- **To be done**
Check every line below for the word "screenshot" and copy each one that has it.

- **Data section**
◆ ◆ ◆ ◆ ◆
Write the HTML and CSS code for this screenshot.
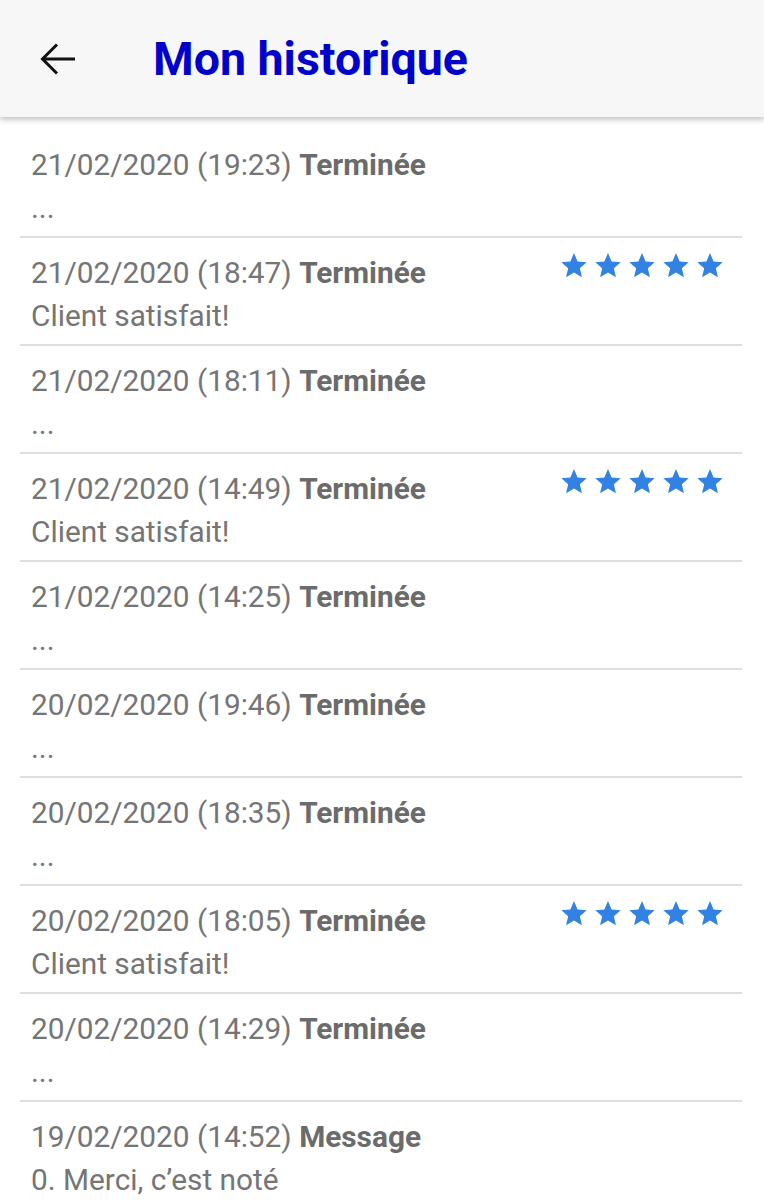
◆ ◆ ◆ ◆ ◆
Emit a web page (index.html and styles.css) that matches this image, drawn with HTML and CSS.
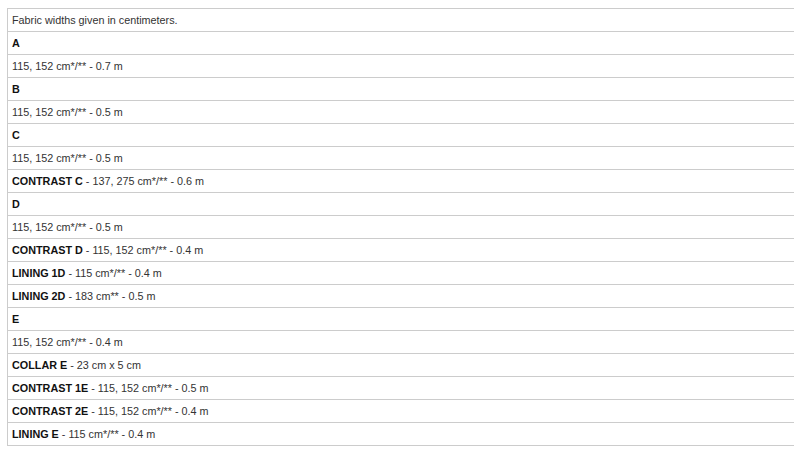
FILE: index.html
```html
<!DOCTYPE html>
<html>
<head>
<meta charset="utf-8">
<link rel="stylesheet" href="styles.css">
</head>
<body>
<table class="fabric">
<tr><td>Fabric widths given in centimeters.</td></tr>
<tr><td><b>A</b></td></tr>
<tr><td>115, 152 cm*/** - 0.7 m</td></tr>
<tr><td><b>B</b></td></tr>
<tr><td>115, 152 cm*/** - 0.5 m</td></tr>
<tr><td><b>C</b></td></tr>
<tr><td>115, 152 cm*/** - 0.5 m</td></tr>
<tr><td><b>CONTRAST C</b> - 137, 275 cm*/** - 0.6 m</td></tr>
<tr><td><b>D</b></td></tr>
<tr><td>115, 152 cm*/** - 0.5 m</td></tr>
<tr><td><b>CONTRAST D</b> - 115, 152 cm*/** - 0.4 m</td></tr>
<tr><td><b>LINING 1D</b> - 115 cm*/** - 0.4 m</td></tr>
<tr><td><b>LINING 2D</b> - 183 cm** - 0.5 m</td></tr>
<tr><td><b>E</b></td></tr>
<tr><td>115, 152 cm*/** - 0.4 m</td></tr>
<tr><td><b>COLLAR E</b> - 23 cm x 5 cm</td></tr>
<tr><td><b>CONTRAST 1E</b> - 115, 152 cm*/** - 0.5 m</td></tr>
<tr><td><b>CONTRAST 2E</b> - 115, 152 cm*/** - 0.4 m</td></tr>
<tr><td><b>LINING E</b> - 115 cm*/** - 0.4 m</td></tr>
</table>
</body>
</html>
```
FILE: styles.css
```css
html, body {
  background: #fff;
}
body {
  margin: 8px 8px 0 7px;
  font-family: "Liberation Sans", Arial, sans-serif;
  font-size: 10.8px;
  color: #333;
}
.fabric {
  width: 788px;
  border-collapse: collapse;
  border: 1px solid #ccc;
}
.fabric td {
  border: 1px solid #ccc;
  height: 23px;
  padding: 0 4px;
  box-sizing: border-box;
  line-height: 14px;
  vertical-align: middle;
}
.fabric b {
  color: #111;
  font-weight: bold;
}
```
◆ ◆ ◆ ◆ ◆
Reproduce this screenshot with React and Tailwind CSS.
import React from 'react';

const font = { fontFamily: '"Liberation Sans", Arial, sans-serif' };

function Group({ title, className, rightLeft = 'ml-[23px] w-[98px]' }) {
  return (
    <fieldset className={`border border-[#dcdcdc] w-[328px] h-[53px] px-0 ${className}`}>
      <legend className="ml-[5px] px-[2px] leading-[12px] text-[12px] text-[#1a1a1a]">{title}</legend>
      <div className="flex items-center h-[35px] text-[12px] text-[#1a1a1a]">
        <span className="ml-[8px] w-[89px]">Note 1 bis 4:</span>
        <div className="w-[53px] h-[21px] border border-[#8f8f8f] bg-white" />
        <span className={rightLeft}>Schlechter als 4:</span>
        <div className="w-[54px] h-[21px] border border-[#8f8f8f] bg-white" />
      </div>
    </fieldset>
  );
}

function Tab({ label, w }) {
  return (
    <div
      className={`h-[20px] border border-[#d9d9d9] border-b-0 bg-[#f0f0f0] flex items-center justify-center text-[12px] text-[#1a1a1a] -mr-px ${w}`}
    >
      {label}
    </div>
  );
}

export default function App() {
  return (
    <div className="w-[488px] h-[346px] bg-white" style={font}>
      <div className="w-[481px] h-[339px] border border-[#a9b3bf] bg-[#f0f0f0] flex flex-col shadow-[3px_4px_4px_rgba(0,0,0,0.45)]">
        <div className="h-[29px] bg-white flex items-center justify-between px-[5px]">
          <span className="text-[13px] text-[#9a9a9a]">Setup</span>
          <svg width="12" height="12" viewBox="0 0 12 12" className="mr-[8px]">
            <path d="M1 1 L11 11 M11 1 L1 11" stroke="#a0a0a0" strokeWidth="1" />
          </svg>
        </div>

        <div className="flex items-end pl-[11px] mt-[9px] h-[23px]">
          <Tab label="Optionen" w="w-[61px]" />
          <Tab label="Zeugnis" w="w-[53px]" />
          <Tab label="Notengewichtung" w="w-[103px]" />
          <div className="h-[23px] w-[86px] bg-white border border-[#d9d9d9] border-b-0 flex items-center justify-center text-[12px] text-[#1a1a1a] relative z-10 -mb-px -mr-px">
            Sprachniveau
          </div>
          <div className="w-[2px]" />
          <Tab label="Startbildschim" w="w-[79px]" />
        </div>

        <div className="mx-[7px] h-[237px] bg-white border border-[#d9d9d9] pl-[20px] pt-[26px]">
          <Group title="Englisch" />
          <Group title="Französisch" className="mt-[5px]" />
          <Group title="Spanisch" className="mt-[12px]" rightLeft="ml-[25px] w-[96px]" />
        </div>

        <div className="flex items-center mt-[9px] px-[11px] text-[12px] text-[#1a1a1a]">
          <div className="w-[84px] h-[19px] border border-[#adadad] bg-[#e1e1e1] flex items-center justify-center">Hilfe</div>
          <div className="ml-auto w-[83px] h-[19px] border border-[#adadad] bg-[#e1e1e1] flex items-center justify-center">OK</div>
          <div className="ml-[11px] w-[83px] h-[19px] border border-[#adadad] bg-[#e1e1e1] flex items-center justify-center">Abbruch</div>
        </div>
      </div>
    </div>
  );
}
◆ ◆ ◆ ◆ ◆
- **Complete output**
Write the HTML and CSS code for this screenshot.
Reproduce this screenshot with React and Tailwind CSS.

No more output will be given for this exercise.